Putting the $5,000 down in one, yearly, lump payment will save you more interest over the course of the loan than if you made additional monthly payments of $416.66 until you reached the total of $5,000 each year.
Using Bankrate’s mortgage calculator, I ran the two different scenarios on the following assumptions: $100,000 mortgage, 5.5%, 15 years, first year of the mortgage, with a typical monthly payment of $817.08 ($358.75 towards principal and $458.33 towards interest each month).
One year after making a $5,000 lump payment (on top of the typical monthly mortgage payments), your loan amount will be $90,326.86. Spreading that lump sum of $5,000 over a year into $416.66 in additional monthly payments will have brought your loan amount down to $90,456.90 at the end of that same year. This is a difference of $130.04 in only one year, and on a “small” mortgage, so the actual savings could be more substantial over the life of a larger mortgage loan.

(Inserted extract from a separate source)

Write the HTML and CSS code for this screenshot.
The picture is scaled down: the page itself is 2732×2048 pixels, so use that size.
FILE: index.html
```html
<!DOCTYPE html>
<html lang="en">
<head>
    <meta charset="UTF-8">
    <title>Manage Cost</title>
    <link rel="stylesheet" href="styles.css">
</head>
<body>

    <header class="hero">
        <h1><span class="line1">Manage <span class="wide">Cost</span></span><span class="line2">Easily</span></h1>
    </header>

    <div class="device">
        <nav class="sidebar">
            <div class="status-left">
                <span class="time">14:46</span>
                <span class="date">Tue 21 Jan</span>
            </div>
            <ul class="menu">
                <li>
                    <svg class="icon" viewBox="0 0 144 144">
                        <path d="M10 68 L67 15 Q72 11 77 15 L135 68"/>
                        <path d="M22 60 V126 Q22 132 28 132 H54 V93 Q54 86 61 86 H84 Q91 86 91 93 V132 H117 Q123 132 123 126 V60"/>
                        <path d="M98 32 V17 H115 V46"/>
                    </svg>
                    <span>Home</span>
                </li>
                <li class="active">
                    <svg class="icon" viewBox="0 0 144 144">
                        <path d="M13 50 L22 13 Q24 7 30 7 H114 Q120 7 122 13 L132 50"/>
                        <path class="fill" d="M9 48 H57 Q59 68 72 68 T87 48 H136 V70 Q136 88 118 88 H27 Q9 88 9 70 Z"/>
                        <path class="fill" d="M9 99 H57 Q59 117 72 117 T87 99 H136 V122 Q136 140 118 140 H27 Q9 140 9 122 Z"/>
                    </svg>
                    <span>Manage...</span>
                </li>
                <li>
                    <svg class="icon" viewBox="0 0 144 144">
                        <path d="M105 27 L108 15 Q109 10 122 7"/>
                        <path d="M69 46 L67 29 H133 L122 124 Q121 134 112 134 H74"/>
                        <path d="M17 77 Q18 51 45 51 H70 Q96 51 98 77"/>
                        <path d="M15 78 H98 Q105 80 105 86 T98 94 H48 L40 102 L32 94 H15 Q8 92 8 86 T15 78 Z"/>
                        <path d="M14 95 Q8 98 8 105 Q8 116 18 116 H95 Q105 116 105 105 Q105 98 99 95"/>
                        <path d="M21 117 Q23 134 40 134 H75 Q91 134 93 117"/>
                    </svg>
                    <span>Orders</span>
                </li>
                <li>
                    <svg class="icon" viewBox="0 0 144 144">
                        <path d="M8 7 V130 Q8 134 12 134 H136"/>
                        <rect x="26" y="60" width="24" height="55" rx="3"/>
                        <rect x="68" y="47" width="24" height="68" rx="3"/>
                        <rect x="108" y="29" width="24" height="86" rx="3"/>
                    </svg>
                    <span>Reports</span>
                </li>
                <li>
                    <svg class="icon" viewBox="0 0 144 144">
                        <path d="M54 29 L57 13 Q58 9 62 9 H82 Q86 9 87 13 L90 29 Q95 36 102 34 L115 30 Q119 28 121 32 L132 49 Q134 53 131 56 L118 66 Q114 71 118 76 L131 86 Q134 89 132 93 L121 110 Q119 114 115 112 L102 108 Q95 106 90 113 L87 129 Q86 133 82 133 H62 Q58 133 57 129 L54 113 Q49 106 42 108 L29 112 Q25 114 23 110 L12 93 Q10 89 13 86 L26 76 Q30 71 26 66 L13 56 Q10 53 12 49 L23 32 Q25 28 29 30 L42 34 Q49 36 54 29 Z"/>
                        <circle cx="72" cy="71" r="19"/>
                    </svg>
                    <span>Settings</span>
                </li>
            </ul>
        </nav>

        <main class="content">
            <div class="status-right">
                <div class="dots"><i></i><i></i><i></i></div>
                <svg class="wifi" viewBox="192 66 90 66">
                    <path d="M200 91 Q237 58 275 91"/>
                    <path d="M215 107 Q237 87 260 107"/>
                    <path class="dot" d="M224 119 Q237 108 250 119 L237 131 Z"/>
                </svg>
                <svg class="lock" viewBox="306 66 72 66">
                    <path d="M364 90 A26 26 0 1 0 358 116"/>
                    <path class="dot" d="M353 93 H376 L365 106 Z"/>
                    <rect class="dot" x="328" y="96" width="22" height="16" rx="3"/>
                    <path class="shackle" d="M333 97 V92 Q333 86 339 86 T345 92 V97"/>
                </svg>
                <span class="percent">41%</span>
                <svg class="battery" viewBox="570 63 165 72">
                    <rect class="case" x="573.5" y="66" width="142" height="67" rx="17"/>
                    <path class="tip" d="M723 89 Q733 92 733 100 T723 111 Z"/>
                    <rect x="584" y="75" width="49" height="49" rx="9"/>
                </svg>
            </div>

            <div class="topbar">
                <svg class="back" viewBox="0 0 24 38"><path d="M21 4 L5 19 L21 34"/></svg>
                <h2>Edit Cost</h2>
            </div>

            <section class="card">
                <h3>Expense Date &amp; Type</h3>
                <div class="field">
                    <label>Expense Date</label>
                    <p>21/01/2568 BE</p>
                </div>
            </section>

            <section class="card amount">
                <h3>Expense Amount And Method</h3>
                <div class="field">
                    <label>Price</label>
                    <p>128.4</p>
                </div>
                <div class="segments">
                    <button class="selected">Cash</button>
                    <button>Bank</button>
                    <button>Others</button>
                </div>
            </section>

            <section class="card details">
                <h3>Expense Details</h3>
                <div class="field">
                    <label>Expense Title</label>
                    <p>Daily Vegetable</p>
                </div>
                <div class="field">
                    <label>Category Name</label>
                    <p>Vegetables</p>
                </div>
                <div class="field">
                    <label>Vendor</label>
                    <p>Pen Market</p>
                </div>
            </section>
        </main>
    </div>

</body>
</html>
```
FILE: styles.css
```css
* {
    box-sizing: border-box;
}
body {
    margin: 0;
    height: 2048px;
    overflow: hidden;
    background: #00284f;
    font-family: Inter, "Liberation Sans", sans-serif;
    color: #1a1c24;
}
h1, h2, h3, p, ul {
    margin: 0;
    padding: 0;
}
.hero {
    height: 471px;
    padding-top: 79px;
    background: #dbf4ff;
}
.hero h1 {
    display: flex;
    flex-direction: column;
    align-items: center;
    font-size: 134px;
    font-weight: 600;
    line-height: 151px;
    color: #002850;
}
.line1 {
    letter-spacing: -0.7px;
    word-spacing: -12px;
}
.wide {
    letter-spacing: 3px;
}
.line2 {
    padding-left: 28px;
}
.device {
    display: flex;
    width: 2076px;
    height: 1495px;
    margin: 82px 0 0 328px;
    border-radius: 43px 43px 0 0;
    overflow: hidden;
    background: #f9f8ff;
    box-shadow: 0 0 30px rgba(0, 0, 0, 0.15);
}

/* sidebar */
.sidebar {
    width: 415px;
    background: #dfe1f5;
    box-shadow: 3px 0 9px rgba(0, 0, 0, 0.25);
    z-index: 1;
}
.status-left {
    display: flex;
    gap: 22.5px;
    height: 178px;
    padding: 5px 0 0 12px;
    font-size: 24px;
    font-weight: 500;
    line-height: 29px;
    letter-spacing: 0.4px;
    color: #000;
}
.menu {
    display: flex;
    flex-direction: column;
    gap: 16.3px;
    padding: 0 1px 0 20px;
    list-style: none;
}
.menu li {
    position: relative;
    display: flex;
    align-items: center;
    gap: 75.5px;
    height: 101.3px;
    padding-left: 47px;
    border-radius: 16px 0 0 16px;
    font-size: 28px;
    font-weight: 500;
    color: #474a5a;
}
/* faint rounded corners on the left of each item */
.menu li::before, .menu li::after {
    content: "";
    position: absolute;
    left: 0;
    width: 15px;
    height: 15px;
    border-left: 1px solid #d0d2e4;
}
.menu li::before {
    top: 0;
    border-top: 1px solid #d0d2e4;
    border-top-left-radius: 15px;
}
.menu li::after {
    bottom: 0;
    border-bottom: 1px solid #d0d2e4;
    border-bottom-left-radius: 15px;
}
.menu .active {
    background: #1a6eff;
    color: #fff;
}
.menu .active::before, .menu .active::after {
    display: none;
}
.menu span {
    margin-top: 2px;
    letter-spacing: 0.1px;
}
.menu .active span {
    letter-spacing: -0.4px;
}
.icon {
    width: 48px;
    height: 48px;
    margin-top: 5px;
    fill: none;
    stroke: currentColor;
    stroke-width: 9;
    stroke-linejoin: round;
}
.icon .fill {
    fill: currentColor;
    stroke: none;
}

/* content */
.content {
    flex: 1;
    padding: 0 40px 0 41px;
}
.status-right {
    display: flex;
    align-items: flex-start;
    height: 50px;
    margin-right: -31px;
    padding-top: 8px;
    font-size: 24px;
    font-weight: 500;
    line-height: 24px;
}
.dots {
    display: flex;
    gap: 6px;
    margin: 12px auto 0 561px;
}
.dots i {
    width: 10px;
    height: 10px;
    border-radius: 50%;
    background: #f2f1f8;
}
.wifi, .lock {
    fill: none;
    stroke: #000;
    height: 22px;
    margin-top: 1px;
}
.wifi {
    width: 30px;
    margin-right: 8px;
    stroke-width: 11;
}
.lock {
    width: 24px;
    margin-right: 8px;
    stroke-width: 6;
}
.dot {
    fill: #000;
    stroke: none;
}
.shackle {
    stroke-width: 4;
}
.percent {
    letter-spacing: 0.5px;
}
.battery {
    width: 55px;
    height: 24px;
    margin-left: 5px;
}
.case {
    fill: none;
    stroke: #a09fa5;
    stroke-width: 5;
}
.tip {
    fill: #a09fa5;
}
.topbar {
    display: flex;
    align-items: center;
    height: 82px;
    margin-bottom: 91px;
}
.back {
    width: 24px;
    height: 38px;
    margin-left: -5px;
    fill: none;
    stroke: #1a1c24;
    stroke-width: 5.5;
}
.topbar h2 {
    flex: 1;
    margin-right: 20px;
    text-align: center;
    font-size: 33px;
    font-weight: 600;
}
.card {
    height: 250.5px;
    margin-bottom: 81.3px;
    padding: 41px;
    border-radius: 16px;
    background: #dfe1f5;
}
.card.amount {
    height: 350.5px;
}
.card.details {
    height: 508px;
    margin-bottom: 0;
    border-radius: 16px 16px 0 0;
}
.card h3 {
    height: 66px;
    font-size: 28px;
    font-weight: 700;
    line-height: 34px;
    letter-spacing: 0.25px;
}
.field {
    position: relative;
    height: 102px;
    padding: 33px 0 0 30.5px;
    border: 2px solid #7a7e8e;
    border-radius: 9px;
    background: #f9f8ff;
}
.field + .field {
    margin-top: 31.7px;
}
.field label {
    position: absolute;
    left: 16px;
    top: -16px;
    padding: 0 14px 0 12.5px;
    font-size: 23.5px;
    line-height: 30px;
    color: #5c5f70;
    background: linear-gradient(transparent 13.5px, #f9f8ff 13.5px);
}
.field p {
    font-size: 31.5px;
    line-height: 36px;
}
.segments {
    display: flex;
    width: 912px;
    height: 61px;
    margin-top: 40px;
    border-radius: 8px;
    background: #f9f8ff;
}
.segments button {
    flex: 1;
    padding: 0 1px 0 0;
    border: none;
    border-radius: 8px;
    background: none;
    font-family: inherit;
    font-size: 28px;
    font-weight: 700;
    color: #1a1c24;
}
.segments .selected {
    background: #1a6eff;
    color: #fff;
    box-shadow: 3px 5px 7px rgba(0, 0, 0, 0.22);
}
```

Of course your overall interest savings also depends on where you are in your loan. If you are in year 14 of 15, then you will not have much savings at all. This calculation was done in year 1 of a 15 year mortgage loan, with the lump sum being made in the beginning of the year. This means that in this scenario, your interest saved will continue to increase over the 14 year term left on the loan.
You’ve got some options for how to pay off your mortgage faster. Whenever your last mortgage payment is – whether that’s 2 years from now, or 25 years from now – don’t forget to celebrate it! What a milestone that is for all of us.
Don’t forget to celebrate that last mortgage payment, whether you get there in 2 years, or 15!